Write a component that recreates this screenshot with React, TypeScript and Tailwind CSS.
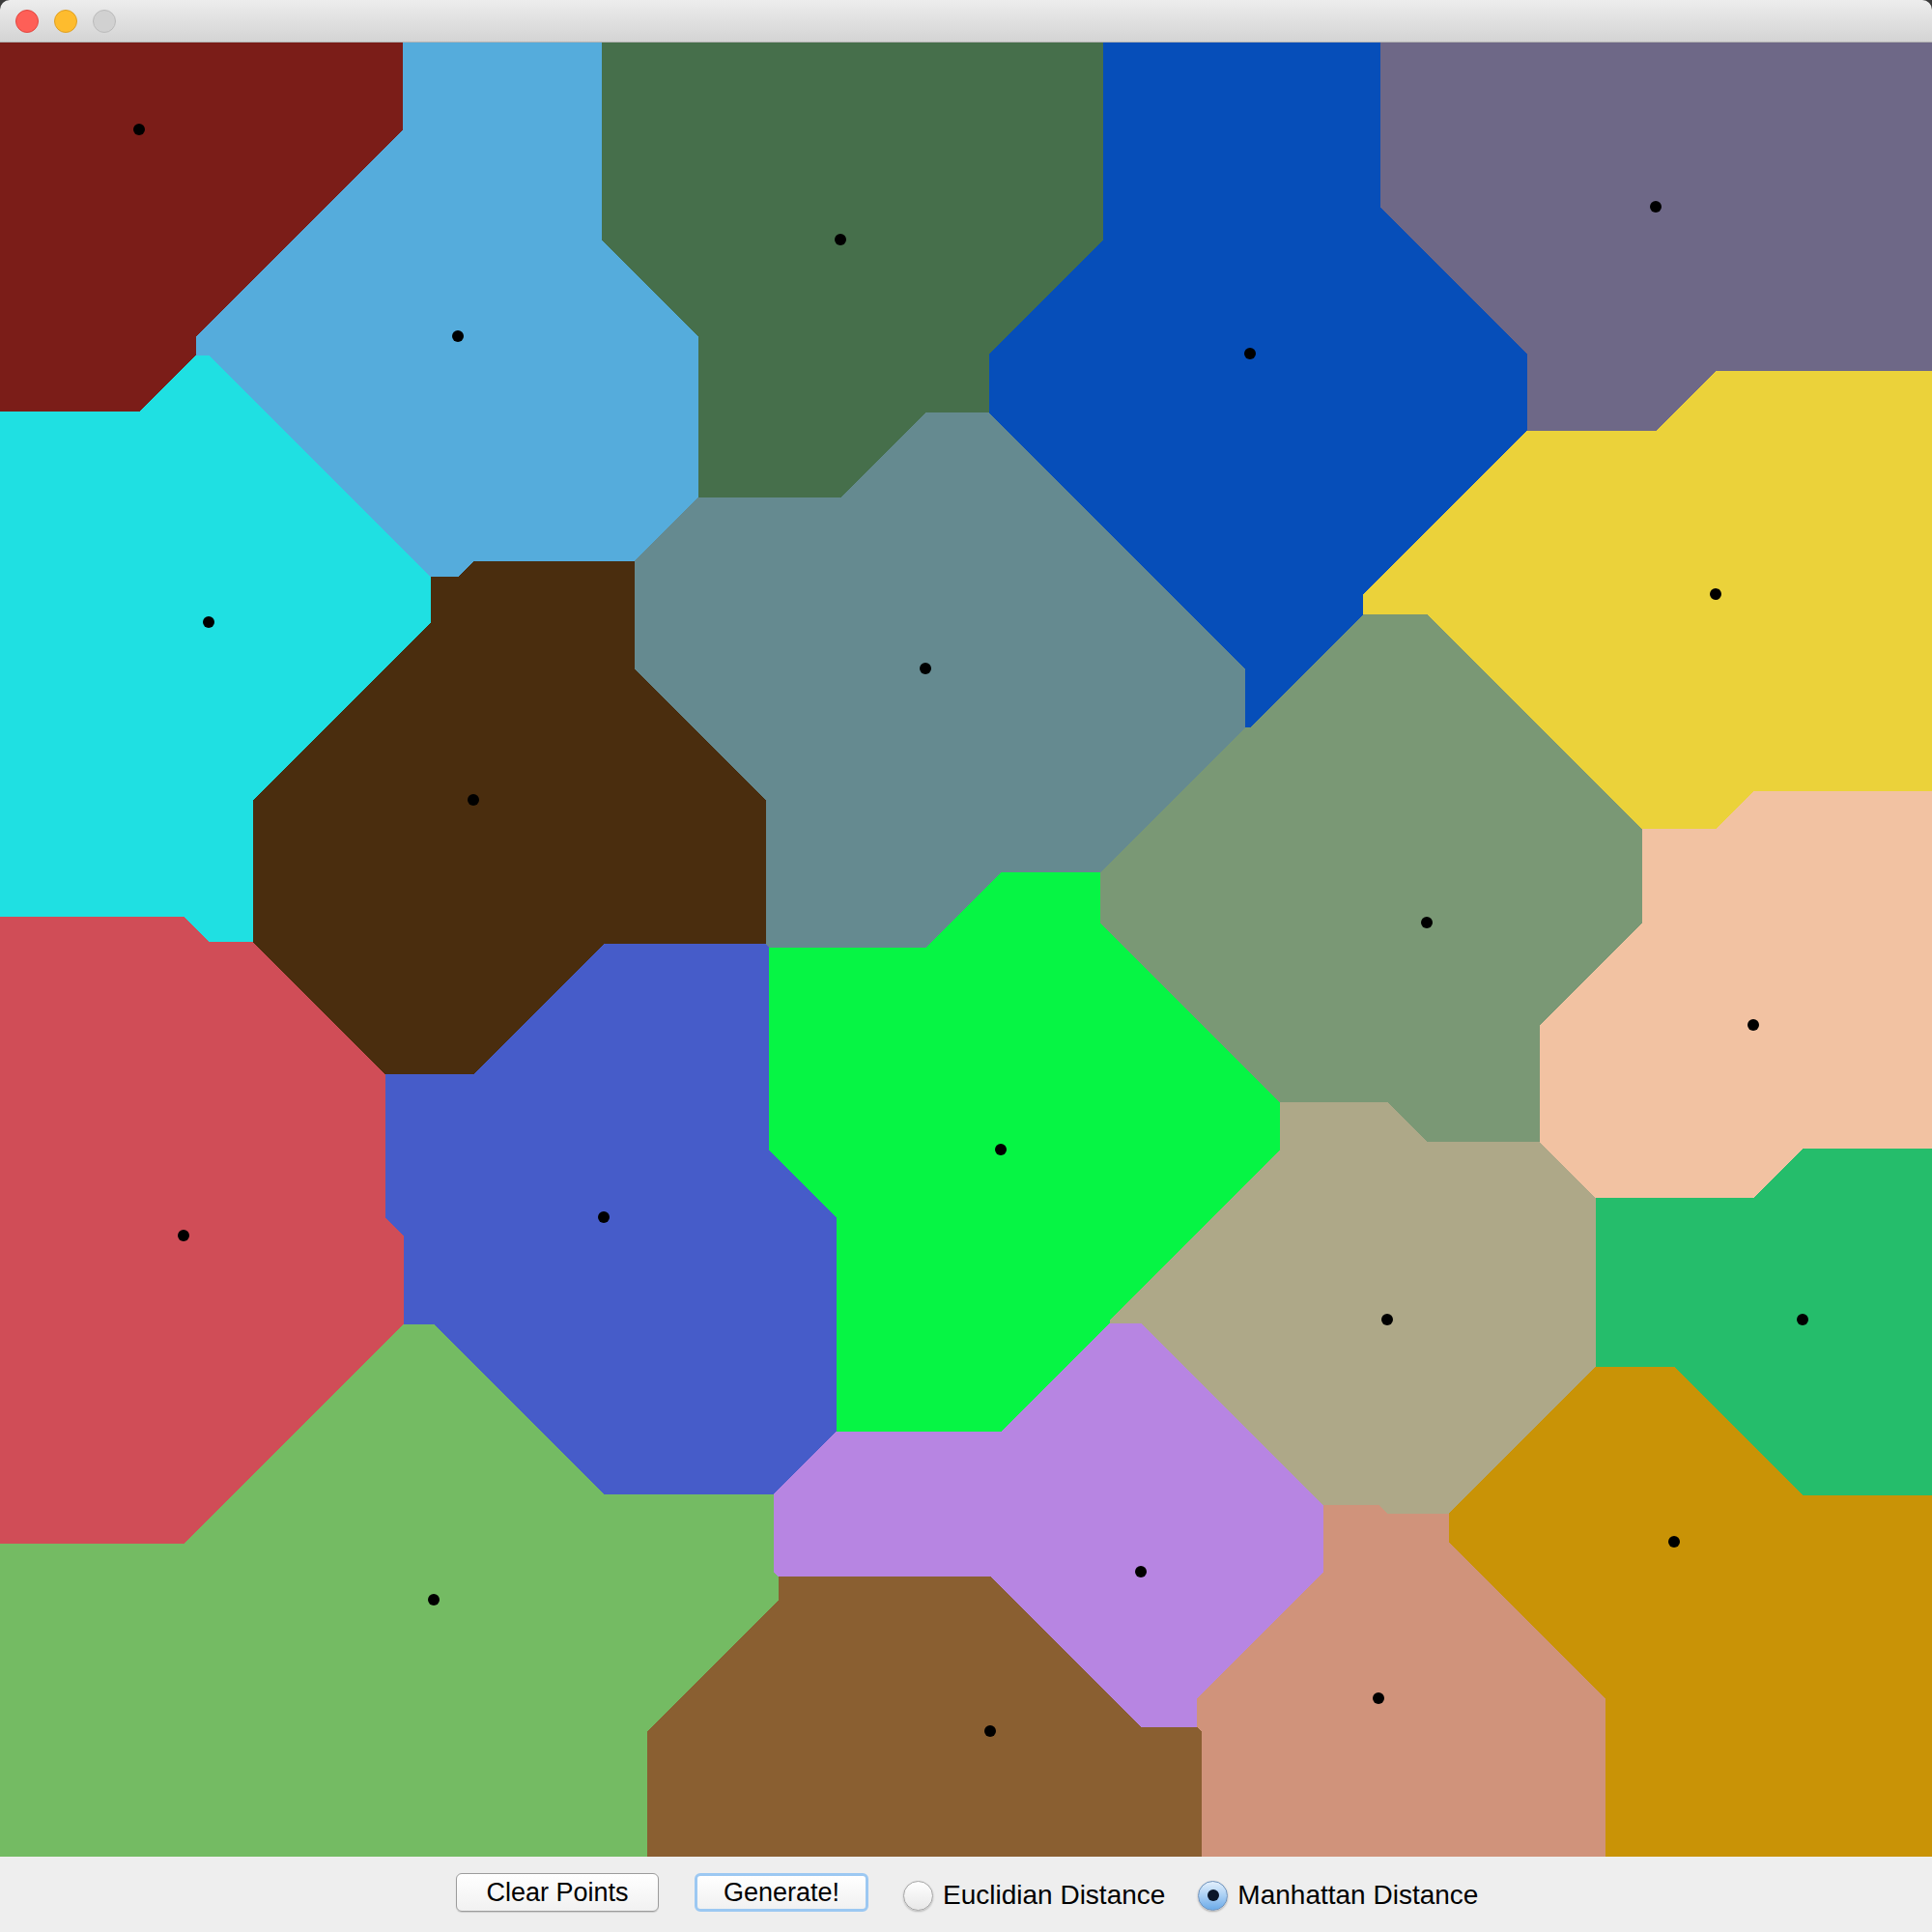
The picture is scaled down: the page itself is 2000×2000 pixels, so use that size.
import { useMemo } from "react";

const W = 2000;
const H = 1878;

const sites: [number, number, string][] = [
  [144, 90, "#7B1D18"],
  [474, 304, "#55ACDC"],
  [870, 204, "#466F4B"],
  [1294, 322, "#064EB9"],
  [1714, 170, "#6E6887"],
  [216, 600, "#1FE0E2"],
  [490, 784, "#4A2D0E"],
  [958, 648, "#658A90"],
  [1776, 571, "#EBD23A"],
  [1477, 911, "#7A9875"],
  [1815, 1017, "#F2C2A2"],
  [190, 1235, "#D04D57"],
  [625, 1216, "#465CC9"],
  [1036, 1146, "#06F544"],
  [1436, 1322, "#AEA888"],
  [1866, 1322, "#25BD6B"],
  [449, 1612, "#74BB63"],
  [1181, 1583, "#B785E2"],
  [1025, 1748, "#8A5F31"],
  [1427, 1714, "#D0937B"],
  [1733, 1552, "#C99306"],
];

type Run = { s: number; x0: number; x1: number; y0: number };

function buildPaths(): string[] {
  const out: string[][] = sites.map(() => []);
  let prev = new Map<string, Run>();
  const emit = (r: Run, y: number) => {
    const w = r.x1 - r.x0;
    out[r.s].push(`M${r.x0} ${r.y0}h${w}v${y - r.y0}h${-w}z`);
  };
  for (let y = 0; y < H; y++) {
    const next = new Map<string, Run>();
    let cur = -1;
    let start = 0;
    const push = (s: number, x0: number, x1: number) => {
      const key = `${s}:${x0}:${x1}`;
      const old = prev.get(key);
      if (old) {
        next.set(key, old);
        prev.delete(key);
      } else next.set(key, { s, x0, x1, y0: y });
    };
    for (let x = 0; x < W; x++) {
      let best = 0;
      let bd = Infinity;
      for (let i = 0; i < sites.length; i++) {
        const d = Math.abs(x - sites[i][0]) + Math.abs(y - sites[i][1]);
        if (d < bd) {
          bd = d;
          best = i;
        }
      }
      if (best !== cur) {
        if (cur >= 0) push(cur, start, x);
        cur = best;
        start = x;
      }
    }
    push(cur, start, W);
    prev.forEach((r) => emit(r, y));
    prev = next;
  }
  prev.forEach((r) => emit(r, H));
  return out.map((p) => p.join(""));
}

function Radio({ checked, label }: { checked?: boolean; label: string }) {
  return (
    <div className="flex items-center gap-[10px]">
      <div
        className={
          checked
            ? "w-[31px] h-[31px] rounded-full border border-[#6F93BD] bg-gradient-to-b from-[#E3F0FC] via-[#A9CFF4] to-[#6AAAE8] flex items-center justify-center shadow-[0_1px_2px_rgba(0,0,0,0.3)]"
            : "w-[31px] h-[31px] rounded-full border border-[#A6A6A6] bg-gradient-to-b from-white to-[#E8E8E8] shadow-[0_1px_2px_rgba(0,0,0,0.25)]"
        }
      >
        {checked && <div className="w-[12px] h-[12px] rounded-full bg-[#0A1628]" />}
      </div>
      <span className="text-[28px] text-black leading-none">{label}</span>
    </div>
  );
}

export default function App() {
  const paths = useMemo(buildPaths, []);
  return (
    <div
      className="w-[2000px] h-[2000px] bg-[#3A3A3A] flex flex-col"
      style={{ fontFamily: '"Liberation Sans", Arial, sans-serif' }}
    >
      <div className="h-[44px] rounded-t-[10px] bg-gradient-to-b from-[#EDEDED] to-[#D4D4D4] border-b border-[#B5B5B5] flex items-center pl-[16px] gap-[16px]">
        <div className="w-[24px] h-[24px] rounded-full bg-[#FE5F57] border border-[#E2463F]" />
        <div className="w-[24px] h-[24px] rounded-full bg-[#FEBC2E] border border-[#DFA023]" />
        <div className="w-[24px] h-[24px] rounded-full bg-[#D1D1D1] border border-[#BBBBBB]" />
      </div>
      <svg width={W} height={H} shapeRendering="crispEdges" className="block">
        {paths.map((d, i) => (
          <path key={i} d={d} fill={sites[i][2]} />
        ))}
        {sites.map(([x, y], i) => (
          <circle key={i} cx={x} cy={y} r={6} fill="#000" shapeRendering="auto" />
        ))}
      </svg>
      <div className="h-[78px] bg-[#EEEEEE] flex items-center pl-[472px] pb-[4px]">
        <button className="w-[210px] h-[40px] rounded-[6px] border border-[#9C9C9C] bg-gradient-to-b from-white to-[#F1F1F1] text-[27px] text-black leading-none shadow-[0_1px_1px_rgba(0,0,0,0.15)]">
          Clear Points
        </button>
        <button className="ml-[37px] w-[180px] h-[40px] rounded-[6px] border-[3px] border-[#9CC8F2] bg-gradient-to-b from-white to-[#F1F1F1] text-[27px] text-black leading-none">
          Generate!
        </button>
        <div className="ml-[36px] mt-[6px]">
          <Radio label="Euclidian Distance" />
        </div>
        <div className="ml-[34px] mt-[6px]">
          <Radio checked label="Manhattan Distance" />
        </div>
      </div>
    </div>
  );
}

=-=-=-=-=

WRITTEN PROBLEM: Return only the lines from the start of the data through the line that contains "number; x0: number;", please, copying them exactly and omitting all pictures.

EXERCISE RESULT:
Write a component that recreates this screenshot with React, TypeScript and Tailwind CSS.
The picture is scaled down: the page itself is 2000×2000 pixels, so use that size.
import { useMemo } from "react";

const W = 2000;
const H = 1878;

const sites: [number, number, string][] = [
  [144, 90, "#7B1D18"],
  [474, 304, "#55ACDC"],
  [870, 204, "#466F4B"],
  [1294, 322, "#064EB9"],
  [1714, 170, "#6E6887"],
  [216, 600, "#1FE0E2"],
  [490, 784, "#4A2D0E"],
  [958, 648, "#658A90"],
  [1776, 571, "#EBD23A"],
  [1477, 911, "#7A9875"],
  [1815, 1017, "#F2C2A2"],
  [190, 1235, "#D04D57"],
  [625, 1216, "#465CC9"],
  [1036, 1146, "#06F544"],
  [1436, 1322, "#AEA888"],
  [1866, 1322, "#25BD6B"],
  [449, 1612, "#74BB63"],
  [1181, 1583, "#B785E2"],
  [1025, 1748, "#8A5F31"],
  [1427, 1714, "#D0937B"],
  [1733, 1552, "#C99306"],
];

type Run = { s: number; x0: number; x1: number; y0: number };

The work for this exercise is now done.